“Él te librará de la red del cazador, de la peste funesta” (Sal 90,3).
Aunque, sin duda, estamos a salvo bajo las alas de nuestro Padre y Jesús cuida de los suyos, como nos asegura el Evangelio según San Juan (17,12), nuestra vida sigue estando rodeada de peligros. No en vano, la Sagrada Escritura nos advierte de que «el diablo anda rondando como león rugiente, buscando a quién devorar» (1Pe 5,8). Por eso debemos estar alerta en todos los sentidos para no caer en las trampas y en los lazos que el enemigo de nuestra alma tiende a nuestro alrededor. Pero, como sabemos, no solo es el diablo quien nos pone en peligro, sino también nuestra carne y el mundo.
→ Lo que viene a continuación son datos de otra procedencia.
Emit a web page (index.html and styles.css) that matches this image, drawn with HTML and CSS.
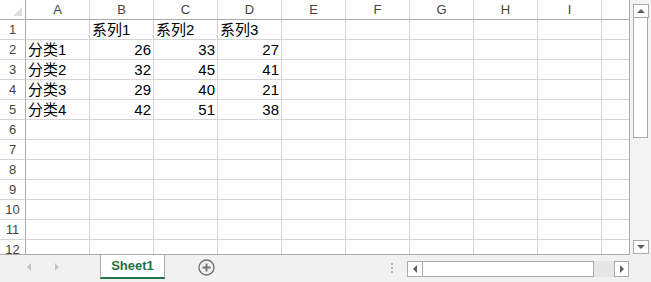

Por ello, debemos refrenar nuestras apetencias para no caer en dependencias y permanecer vigilantes para no sucumbir a los seductores placeres y vanidades de este mundo.
Por más que estemos vigilantes, puede suceder que no identifiquemos con suficiente rapidez las artimañas de nuestros enemigos para hacerles frente como corresponde. Es entonces cuando tomamos conciencia de cuántas veces nuestro Padre ha intervenido a nuestro favor para que no seamos devorados y nos ha proporcionado una salida, a veces en el último momento. Sin duda, todos podríamos dar testimonio de tales experiencias. Nunca debemos olvidar dar gracias al Señor por velar tan atentamente sobre nosotros.
Las palabras del salmo 90 pretenden, por un lado, recordarnos que tenemos un protector potente y fiable en nuestro Padre, que incluso pone a nuestro lado a un ángel para cuidar de nosotros. Por otro lado, nos recuerdan que realmente existen poderíos que quieren sumirnos en la desgracia. Esta advertencia nos ayuda a no mecernos ingenuamente en una falsa seguridad, sin percibir los peligros que nos rodean, sino a asumir con realismo el combate que nos ha sido encomendado, con la confianza puesta en nuestro Padre.